Throughout my career I’ve always said that I dealt well with ambiguity. As a long-time freelancer I had to. I never knew what situation I’d actually be entering until I did so, and once in, I had to deal with whatever arose. We’re now in the midst of starting our own company in a fairly bleak (at least on the surface) economic landscape and pursuing and winning work of all sorts. Some have called us (my wife/partner and me) crazy but we both wholeheartedly disagree. While it’s certainly not easy to do what we’re doing — throw three kids under the age of 6 into the mix and it gets even more complicated — we are having fun and actually feel more in control of our situation than we ever did while working in someone else’s organization.

I bring this topic up because it’s something that has been popping up frequently over the past few weeks — in both conversations and the things that I’m reading. Just after starting exUrban, Inc. I was speaking with a very talented front end developer with whom I worked and who was laid off just after the new year. We were speaking about a job I was pitching, and I wanted to gauge his interest and pick his brain about the required level of effort. He was interested but felt very strongly that he must get back to a full time job for the stability factor. I asked him how the stability of our previous employer had worked out for him.

Other folks have said similar things to me: “I like freelancing, but I can’t handle the risk.” “Starting my own company scares me, it’s so risky.” “I hate invoicing . . . ” (really?). Recently, I had two conversations within three days that went similarly. One friend told me that he doesn’t know how people start their own thing. He’s an agency guy and likes to be on the inside where it’s less risky. Another friend, an academic, said “I don’t know how you do it” (start a company and all that comes with it). Then he explained how he gets funding for his projects and it dawned on him that he and I are both striving to fund our livelihoods.

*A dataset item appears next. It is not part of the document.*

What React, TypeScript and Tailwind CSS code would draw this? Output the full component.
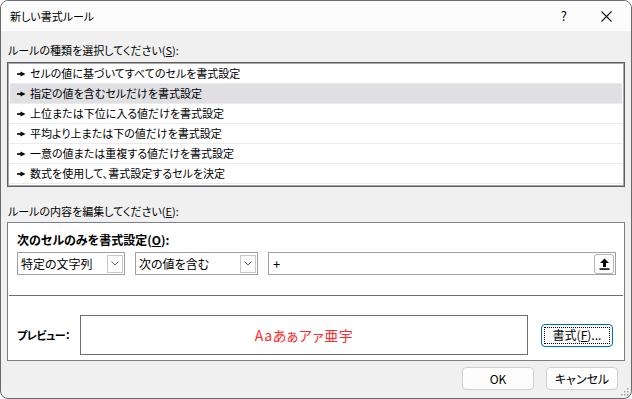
import React from "react";

const rules = [
  "セルの値に基づいてすべてのセルを書式設定",
  "指定の値を含むセルだけを書式設定",
  "上位または下位に入る値だけを書式設定",
  "平均より上または下の値だけを書式設定",
  "一意の値または重複する値だけを書式設定",
  "数式を使用して、書式設定するセルを決定",
];

const Arrow = () => (
  <svg width="9" height="6" viewBox="0 0 9 6" className="shrink-0">
    <rect x="0" y="2.2" width="4" height="1.6" fill="#000" />
    <polygon points="3.5,0.5 8.5,3 3.5,5.5" fill="#000" />
  </svg>
);

const Chevron = () => (
  <div className="w-[16px] h-[18px] border border-[#c9c9c9] bg-white flex items-center justify-center">
    <svg width="8" height="5" viewBox="0 0 8 5">
      <polyline points="0.5,0.5 4,4 7.5,0.5" fill="none" stroke="#606060" strokeWidth="1" />
    </svg>
  </div>
);

const Select = ({ label, width }: { label: string; width: string }) => (
  <div className={`${width} h-[23px] border border-[#a0a0a0] bg-white flex items-center justify-between pl-[3px] pr-[1px]`}>
    <span className="text-[12px] leading-none">{label}</span>
    <Chevron />
  </div>
);

const Btn = (props: any) => (
  <div className="w-[72px] h-[23px] rounded-[4px] border border-[#d0d0d0] bg-[#fdfdfd] flex items-center justify-center text-[12px]">
    {props.children}
  </div>
);

export default function App() {
  return (
    <div className="w-[632px] h-[399px] bg-[#f0f0f0] border border-[#6a6a6a] rounded-[8px] overflow-hidden flex flex-col text-black font-['Noto_Sans_CJK_JP',sans-serif] [font-feature-settings:'palt'] relative">
      {/* title bar */}
      <div className="h-[30px] bg-[#fbfbfb] flex items-center pl-[9px] shrink-0">
        <span className="text-[11px]">新しい書式ルール</span>
        <span className="ml-auto text-[13px] mr-[34px]">?</span>
        <svg width="11" height="11" viewBox="0 0 11 11" className="mr-[19px]">
          <path d="M0.5 0.5 L10.5 10.5 M10.5 0.5 L0.5 10.5" stroke="#1a1a1a" strokeWidth="1.1" />
        </svg>
      </div>

      <div className="flex flex-col px-[6px]">
        <div className="mt-[11px] h-[16px] text-[11px] leading-[16px] pl-[1px]">
          ルールの種類を選択してください(<span className="underline">S</span>):
        </div>

        {/* rule type list */}
        <div className="mt-[4px] w-[618px] h-[125px] border border-[#5f5f5f] shadow-[inset_0_0_0_1px_#a8a8a8] bg-white pt-[1px] pl-[2px] pr-[2px]">
          {rules.map((r, i) => (
            <div
              key={r}
              className={`h-[20px] flex items-center pl-[7px] gap-[4px] border-b border-[#ebebeb] ${i === 1 ? "bg-[#e0dfe3]" : ""}`}
            >
              <Arrow />
              <span className="text-[11px] leading-none">{r}</span>
            </div>
          ))}
        </div>

        <div className="mt-[16px] h-[16px] text-[11px] leading-[16px] pl-[1px]">
          ルールの内容を編集してください(<span className="underline">E</span>):
        </div>

        {/* rule description */}
        <div className="mt-[3px] w-[618px] h-[139px] border border-[#7a7f86] bg-white flex flex-col">
          <div className="mt-[9px] pl-[9px] h-[16px] text-[12px] leading-[16px] font-bold">
            次のセルのみを書式設定(<span className="underline">O</span>):
          </div>
          <div className="mt-[4px] pl-[9px] flex items-center gap-[10px]">
            <Select label="特定の文字列" width="w-[108px]" />
            <Select label="次の値を含む" width="w-[123px]" />
            <div className="w-[348px] h-[23px] border border-[#a0a0a0] bg-white flex items-center justify-between pl-[4px] pr-[1px]">
              <span className="text-[13px] leading-none">+</span>
              <div className="w-[20px] h-[20px] rounded-[3px] border border-[#b4b4b4] bg-white flex items-center justify-center">
                <svg width="11" height="12" viewBox="0 0 11 12">
                  <polygon points="5.5,0.5 10,5 7,5 7,9 4,9 4,5 1,5" fill="#000" />
                  <rect x="0.5" y="10.3" width="10" height="1.5" fill="#000" />
                </svg>
              </div>
            </div>
          </div>
          <div className="mt-[20px] mx-[1px] h-px bg-[#6d6d6d]" />
          <div className="mt-[19px] pl-[9px] flex items-center">
            <span className="w-[63px] text-[11px] font-bold tracking-[-0.5px]">プレビュー：</span>
            <div className="w-[448px] h-[40px] border border-[#6d6d6d] flex items-center justify-center">
              <span className="text-[14px] text-[#ff2a2a] tracking-[0.5px]">Aaあぁアァ亜宇</span>
            </div>
            <div className="ml-[13px] w-[72px] h-[23px] rounded-[4px] border border-[#0067c0] bg-[#fdfdfd] p-[2px]">
              <div className="w-full h-full border border-dotted border-black flex items-center justify-center text-[12px]">
                書式(<span className="underline">F</span>)...
              </div>
            </div>
          </div>
        </div>

        {/* footer buttons */}
        <div className="mt-[6px] flex justify-end gap-[12px] pr-[7px]">
          <Btn>OK</Btn>
          <Btn>キャンセル</Btn>
        </div>
      </div>

      {/* resize grip */}
      <svg width="8" height="8" viewBox="0 0 8 8" className="absolute right-[2px] bottom-[2px]">
        {[
          [6, 0],
          [3, 3],
          [6, 3],
          [0, 6],
          [3, 6],
          [6, 6],
        ].map(([x, y]) => (
          <rect key={`${x}-${y}`} x={x} y={y} width="1.5" height="1.5" fill="#a0a0a0" />
        ))}
      </svg>
    </div>
  );
}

There is certainly risk in what we are attempting to do but we mitigate it through hustle. We take every meeting, pitch everything that comes our way and conjure ways to succeed. If I can’t close a sale that’s my issue, but I’m moving to the next opportunity to try again. If I’m in an agency and some other guy doesn’t close a sale I lose my job because the funding will dry up. Where is the risk more pronounced — trapped in a box canyon or running free on the plains?

We, as entrepreneurs, and freelancers deal with ambiguity: is the job going to come through, is it not, what happens if it doesn’t, what happens if it does? Ambiguity abounds in each of these scenarios but I’ve got other pokers, in other fires, and odds are that some of these other things will heat up and come through. An interview with Jim Collins from the April 1, 2009 issue of Inc. magazine brought all of this home to us.

How do you define entrepreneurship?

I take a broad view of it. The traditional definition — founding an entity designed to make money — is too narrow for me. I see entrepreneurship as more of a life concept. We all make choices about how we live our lives. You can take a paint-by-numbers approach, or you can start with a blank canvas. When you paint by numbers, the end result is guaranteed. You know what it’s going to be, and it might be good, but it will never be a masterpiece. Starting with a blank canvas is the only way to get a masterpiece, but you could also blow up. So, are you going to pick the paint-by-numbers kit or the blank canvas? That’s a life question, not a business question.

It has to do with your ability to handle risk, no?

Not risk. Ambiguity. People confuse the two. My students used to come to me at Stanford and say, “I’d really like to do something on my own, but I’m just not ready to take that much risk. So I took the job with IBM.” And I would say, “You’re not ready for risk? What’s the first thing you learn about investing? Never put all your eggs in one basket. You’ve just put all your eggs in one basket that is held by somebody else.” As an entrepreneur, you know what the risks are. You see them. You understand them. You manage them. If you join someone else’s company, you may not know those risks, and not because they don’t exist. You just can’t see them, and so you can’t manage them. That’s a much more exposed position than the entrepreneur faces. But there’s lower ambiguity on the paint-by-numbers path: very clear but more risky. The entrepreneurial path: very ambiguous but less risk. Of course, the truth is that it’s all ambiguous, anyway. If you think you can predict the future, you’re crazy.

This quote has been our lodestar over these past weeks because it crystallized and validated what we’d been thinking all along. We’ve opted for the “life concept” of entrepreneurship and embrace the ambiguity. Within ambiguity lies opportunity, and that’s all one can ask for.